Most snub-nose .38s tell you nothing about who carried them. This one comes with a paper trail that reads like a Cold War case file. The original 1957 bill of sale names the buyer outright: FBI Special Agent Joseph J. Palguta, badge number on the receipt, purchased through Charles Greenblatt of New York, a Smith & Wesson factory distributor that outfitted policemen and federal agents. From there the story only gets deeper.
Palguta worked espionage out of the New York field office during the height of the Hoover years. The accompanying letters, several signed by J. Edgar Hoover himself, commend him for his role in the Julius and Ethel Rosenberg investigation and the apprehension of Nelson Cornelius Drummond, a U.S. Navy yeoman convicted of passing classified material to Soviet contacts. The FBI report on the Drummond case is here, along with the Second Circuit appellate decision, signed Hoover and Clarence Kelley photographs, and Palguta's recognition letters spanning two decades of service.
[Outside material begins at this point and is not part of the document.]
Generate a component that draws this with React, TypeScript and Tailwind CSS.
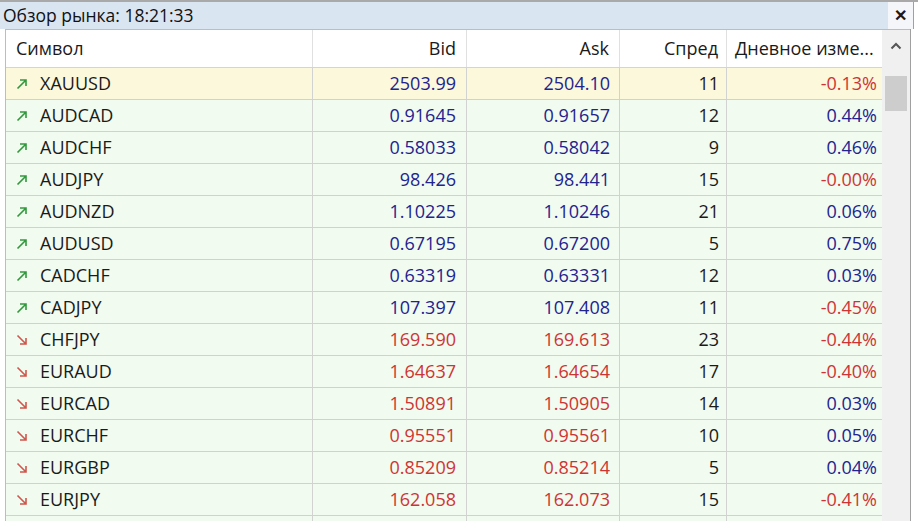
import React from 'react';

type Row = { s: string; bid: string; ask: string; sp: string; ch: string; up: boolean; hl?: boolean };

const rows: Row[] = [
  { s: 'XAUUSD', bid: '2503.99', ask: '2504.10', sp: '11', ch: '-0.13%', up: true, hl: true },
  { s: 'AUDCAD', bid: '0.91645', ask: '0.91657', sp: '12', ch: '0.44%', up: true },
  { s: 'AUDCHF', bid: '0.58033', ask: '0.58042', sp: '9', ch: '0.46%', up: true },
  { s: 'AUDJPY', bid: '98.426', ask: '98.441', sp: '15', ch: '-0.00%', up: true },
  { s: 'AUDNZD', bid: '1.10225', ask: '1.10246', sp: '21', ch: '0.06%', up: true },
  { s: 'AUDUSD', bid: '0.67195', ask: '0.67200', sp: '5', ch: '0.75%', up: true },
  { s: 'CADCHF', bid: '0.63319', ask: '0.63331', sp: '12', ch: '0.03%', up: true },
  { s: 'CADJPY', bid: '107.397', ask: '107.408', sp: '11', ch: '-0.45%', up: true },
  { s: 'CHFJPY', bid: '169.590', ask: '169.613', sp: '23', ch: '-0.44%', up: false },
  { s: 'EURAUD', bid: '1.64637', ask: '1.64654', sp: '17', ch: '-0.40%', up: false },
  { s: 'EURCAD', bid: '1.50891', ask: '1.50905', sp: '14', ch: '0.03%', up: false },
  { s: 'EURCHF', bid: '0.95551', ask: '0.95561', sp: '10', ch: '0.05%', up: false },
  { s: 'EURGBP', bid: '0.85209', ask: '0.85214', sp: '5', ch: '0.04%', up: false },
  { s: 'EURJPY', bid: '162.058', ask: '162.073', sp: '15', ch: '-0.41%', up: false },
];

function Arrow({ up }: { up: boolean }) {
  const c = up ? '#2f9a3c' : '#d0574e';
  return up ? (
    <svg width="12" height="12" viewBox="0 0 12 12" className="shrink-0">
      <path d="M1.5 10.5 L10 2 M4 2 H10 V8" stroke={c} strokeWidth="1.6" fill="none" />
    </svg>
  ) : (
    <svg width="12" height="12" viewBox="0 0 12 12" className="shrink-0">
      <path d="M1.5 1.5 L10 10 M4 10 H10 V4" stroke={c} strokeWidth="1.6" fill="none" />
    </svg>
  );
}

const blue = 'text-[#22238f]';
const red = 'text-[#cf3434]';
const cols = 'grid grid-cols-[307px_154px_153px_107px_156px]';

export default function App() {
  return (
    <div className="w-[918px] h-[521px] overflow-hidden bg-white flex flex-col text-[#1a1a1a]" style={{ fontFamily: '"Open Sans", "Noto Sans", sans-serif' }}>
      {/* заголовок */}
      <div className="h-[29px] shrink-0 flex border-t-2 border-[#a9a9a9]">
        <div className="w-[888px] bg-[#d9e5f1] flex items-center pl-[3px] text-[17.5px] text-[#111]">Обзор рынка: 18:21:33</div>
        <div className="flex-1 flex items-center justify-center bg-[#f4f6f9] text-[16px] font-bold leading-none pb-[2px]">✕</div>
        <div className="w-[5px] border-l border-[#a0a0a0] bg-white" />
      </div>

      <div className="flex flex-1 min-h-0 pl-[5px]">
        <div className="w-[877px] border-l border-t border-[#bdbdbd] flex flex-col min-h-0 overflow-hidden text-[18px]">
          {/* шапка */}
          <div className={`${cols} h-[38px] shrink-0 border-b border-[#d4d4d4]`}>
            <div className="flex items-center pl-[10px] border-r border-[#e0e0e0]">Символ</div>
            <div className="flex items-center justify-end pr-[10px] border-r border-[#e0e0e0]">Bid</div>
            <div className="flex items-center justify-end pr-[10px] border-r border-[#e0e0e0]">Ask</div>
            <div className="flex items-center justify-end pr-[8px] border-r border-[#e0e0e0]">Спред</div>
            <div className="flex items-center pl-[8px] whitespace-nowrap">Дневное изме...</div>
          </div>
          {rows.map((r) => {
            const priceCol = r.up ? blue : red;
            const chCol = r.ch.startsWith('-') ? red : blue;
            return (
              <div
                key={r.s}
                className={`${cols} h-[32px] shrink-0 border-b border-[#cfd3cf] ${r.hl ? 'bg-[#fbf8dc]' : 'bg-[#f1fbef]'}`}
              >
                <div className="flex items-center pl-[10px] gap-[12px] border-r border-[#d2d2d2]">
                  <Arrow up={r.up} />
                  <span>{r.s}</span>
                </div>
                <div className={`flex items-center justify-end pr-[10px] border-r border-[#d2d2d2] ${priceCol}`}>{r.bid}</div>
                <div className={`flex items-center justify-end pr-[9px] border-r border-[#d2d2d2] ${priceCol}`}>{r.ask}</div>
                <div className="flex items-center justify-end pr-[7px] border-r border-[#d2d2d2]">{r.sp}</div>
                <div className={`flex items-center justify-end pr-[6px] ${chCol}`}>{r.ch}</div>
              </div>
            );
          })}
          {/* следующая строка, уходящая за край */}
          <div className={`${cols} h-[32px] shrink-0 bg-[#f1fbef]`}>
            <div className="border-r border-[#d2d2d2]" />
            <div className="border-r border-[#d2d2d2]" />
            <div className="border-r border-[#d2d2d2]" />
            <div className="border-r border-[#d2d2d2]" />
            <div />
          </div>
        </div>
        {/* полоса прокрутки */}
        <div className="w-[28px] bg-[#f0f0f0] border-t border-[#bdbdbd] flex flex-col items-center">
          <svg width="12" height="8" viewBox="0 0 12 8" className="mt-[12px]">
            <path d="M1.5 6.5 L6 2 L10.5 6.5" stroke="#555" strokeWidth="2" fill="none" />
          </svg>
          <div className="w-[22px] h-[35px] bg-[#cdcdcd] mt-[26px]" />
        </div>
        <div className="flex-1 border-l border-[#a0a0a0] bg-white" />
      </div>
    </div>
  );
}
The revolver is a first-generation Airweight, the J-frame Chief's Special built on an aluminum alloy frame to shed weight off the all-steel original. The 1 7/8 inch pinned barrel carries the AIRWEIGHT 38 SPL. CTG. roll mark, with a serrated ramp front and the squared frame-notch rear. Both barrel and cylinder wear deep blue against the black alloy frame. The diamond-center checkered walnut Magna grips keep their silver S&W medallions, and the black grip adaptor still sits in place.
Condition is honest. Light wear shows on the grips and the trigger face, the bore is bright, and the action locks up clean. It comes in a two-piece blue S&W box with the NOX-RUST wrapper and warranty card, plus both shoulder and belt holsters and a set of nickel handcuffs.
For a collector of Bureau history, the gun is only half the draw. The documents are what make it singular.